Communication between Task Manager and Service Manager is done according to the transaction protocol which defines the states of the services and messages used to change them (see Fig. 1). It allows Task Manager to initialize particular phases of service invocation, monitor their progress, and perform additional actions, e.g. compensation. A service sends messages (according to the protocol) to notify Task Manager about the status of the delegated task performance.

Fig. 1
figure 1

Transaction protocol state transition diagram

All necessary data required for a task execution is a part of the transaction protocol message. This method allows to ensure the greater consistency of the system state. During the task execution messages are sent according to the specific sequences. They can create different combinations, but a set of possible messages in a given state of the service is strictly defined in the transaction protocol.

4 Conclusions

The presented work should be viewed as a preliminary study of the important and hard problem of designing mechanisms for handling failures and recoveries in open and heterogeneous multi-robot systems.

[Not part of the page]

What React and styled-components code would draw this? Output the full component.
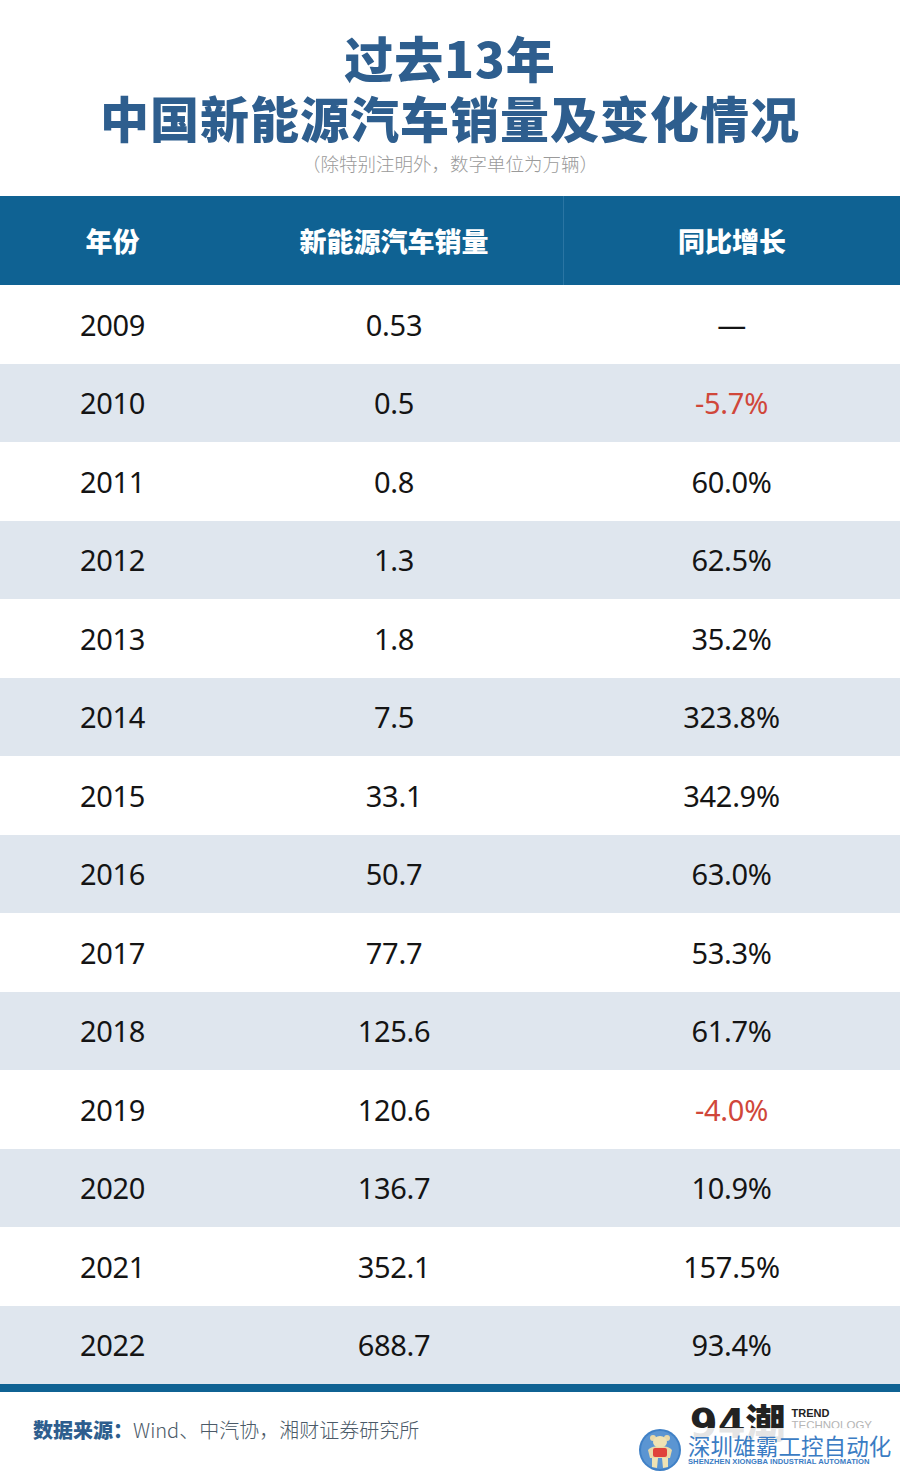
import React from "react";
import styled, { createGlobalStyle } from "styled-components";

const BLUE = "#0f6293";
const TITLE = "#2e5e8e";
const RED = "#d0473a";
const STRIPE = "#dfe6ee";
const FONT = `"Noto Sans", "Noto Sans CJK SC", sans-serif`;
const CJK = `"Noto Sans CJK SC", "Noto Sans", sans-serif`;

const Global = createGlobalStyle`
  html, body { margin: 0; padding: 0; background: #fff; }
  body { font-family: ${CJK}; }
  * { box-sizing: border-box; }
`;

const Page = styled.div`
  width: 900px;
  min-height: 1475px;
  background: #fff;
  display: flex;
  flex-direction: column;
`;

const Head = styled.header`
  padding-top: 27px;
  display: flex;
  flex-direction: column;
  align-items: center;
`;

const Title = styled.h1`
  margin: 0;
  font-family: ${CJK};
  font-weight: 900;
  font-size: 49px;
  line-height: 60px;
  color: ${TITLE};
  text-align: center;
  letter-spacing: 1px;
`;

const Sub = styled.p`
  margin: 4px 0 21px;
  font-size: 18.5px;
  line-height: 24px;
  color: #9a9a9a;
  font-weight: 300;
`;

const Grid = styled.div`
  display: grid;
  grid-template-columns: 225px 338px 337px;
  align-items: center;
  height: ${p => p.$h}px;
  background: ${p => p.$bg};
`;

const HeadCell = styled.div`
  height: 100%;
  display: flex;
  align-items: center;
  justify-content: center;
  color: #fff;
  font-weight: 900;
  font-size: 27px;
  border-left: ${p => (p.$split ? "1px solid #2a75a3" : "none")};
`;

const Cell = styled.div`
  text-align: center;
  font-family: ${FONT};
  font-size: 29px;
  font-weight: 400;
  color: ${p => (p.$neg ? RED : "#141414")};
  letter-spacing: -0.3px;
`;

const Bar = styled.div`
  height: 8px;
  background: ${BLUE};
`;

const Footer = styled.footer`
  position: relative;
  flex: 1;
  display: flex;
  align-items: center;
  justify-content: space-between;
  padding: 0 28px 8px 33px;
`;

const Source = styled.p`
  margin: 0;
  font-size: 20px;
  color: #4b5a68;
  font-weight: 300;
  b { color: ${TITLE}; font-weight: 900; }
`;

const Brand = styled.div`
  display: flex;
  align-items: flex-start;
  gap: 6px;
  margin-top: -12px;
`;

const BrandMark = styled.span`
  font-family: "DejaVu Sans", ${CJK};
  font-weight: 900;
  font-size: 40px;
  line-height: 38px;
  color: #222;
`;

const BrandText = styled.div`
  display: flex;
  flex-direction: column;
  font-family: "Liberation Sans", sans-serif;
  line-height: 12px;
  padding-top: 2px;
  span:first-child { font-size: 11px; font-weight: 700; color: #222; }
  span:last-child { font-size: 11.5px; color: #b5b5b5; font-weight: 300; }
`;

const Mark = styled.div`
  position: absolute;
  left: 638px;
  top: 36px;
  display: flex;
  align-items: center;
  gap: 6px;
  background: rgba(255, 255, 255, 0.88);
  padding-right: 4px;
`;

const MarkText = styled.div`
  display: flex;
  flex-direction: column;
  color: #3b7cc3;
  strong {
    font-weight: 400;
    font-size: 22.5px;
    line-height: 24px;
    letter-spacing: 0.1px;
  }
  small {
    font-family: "Liberation Sans", sans-serif;
    font-size: 7.6px;
    font-weight: 700;
    line-height: 10px;
    letter-spacing: 0.05px;
  }
`;

const rows = [
  ["2009", "0.53", "—"],
  ["2010", "0.5", "-5.7%"],
  ["2011", "0.8", "60.0%"],
  ["2012", "1.3", "62.5%"],
  ["2013", "1.8", "35.2%"],
  ["2014", "7.5", "323.8%"],
  ["2015", "33.1", "342.9%"],
  ["2016", "50.7", "63.0%"],
  ["2017", "77.7", "53.3%"],
  ["2018", "125.6", "61.7%"],
  ["2019", "120.6", "-4.0%"],
  ["2020", "136.7", "10.9%"],
  ["2021", "352.1", "157.5%"],
  ["2022", "688.7", "93.4%"],
];

function Bear() {
  return (
    <svg width="44" height="44" viewBox="0 0 44 44">
      <circle cx="22" cy="22" r="21" fill="#3f80c6" />
      <circle cx="22" cy="22" r="19" fill="#5b95d2" />
      <circle cx="15" cy="10" r="3" fill="#e9d9a8" />
      <circle cx="29" cy="10" r="3" fill="#e9d9a8" />
      <ellipse cx="22" cy="14" rx="7" ry="6" fill="#efe2b4" />
      <path d="M10 22 Q14 17 22 19 Q30 17 34 22 L32 30 L12 30 Z" fill="#e9d9a8" />
      <rect x="15" y="20" width="14" height="9" rx="2" fill="#e0423a" />
      <path d="M14 30 L20 30 L19 40 L14 39 Z M24 30 L30 30 L30 39 L25 40 Z" fill="#efe2b4" />
    </svg>
  );
}

export default function App() {
  return (
    <Page>
      <Global />
      <Head>
        <Title>
          过去13年
          <br />
          中国新能源汽车销量及变化情况
        </Title>
        <Sub>（除特别注明外，数字单位为万辆）</Sub>
      </Head>

      <Grid $h={89} $bg={BLUE}>
        <HeadCell>年份</HeadCell>
        <HeadCell>新能源汽车销量</HeadCell>
        <HeadCell $split>同比增长</HeadCell>
      </Grid>

      {rows.map(([y, v, g], i) => (
        <Grid key={y} $h={78.5} $bg={i % 2 ? STRIPE : "#fff"}>
          <Cell>{y}</Cell>
          <Cell>{v}</Cell>
          <Cell $neg={g.startsWith("-")}>{g}</Cell>
        </Grid>
      ))}

      <Bar />

      <Footer>
        <Source>
          <b>数据来源：</b>Wind、中汽协，湘财证券研究所
        </Source>
        <Brand>
          <BrandMark>94潮</BrandMark>
          <BrandText>
            <span>TREND</span>
            <span>TECHNOLOGY</span>
          </BrandText>
        </Brand>
        <Mark>
          <Bear />
          <MarkText>
            <strong>深圳雄霸工控自动化</strong>
            <small>SHENZHEN XIONGBA INDUSTRIAL AUTOMATION</small>
          </MarkText>
        </Mark>
      </Footer>
    </Page>
  );
}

The mechanisms must be based on generic protocols, so that problem is reduced to design such protocols.

The prototype system Autero verified that the proposed mechanisms of transactions are useful in the systems of heterogeneous robots in a simulated environment, and may improve their reliability. Task Manager can be configured to fully automate task accomplishment. Tasks can be delegated not only by human users but also by other system components or any software applications that can communicate according to the specified protocols.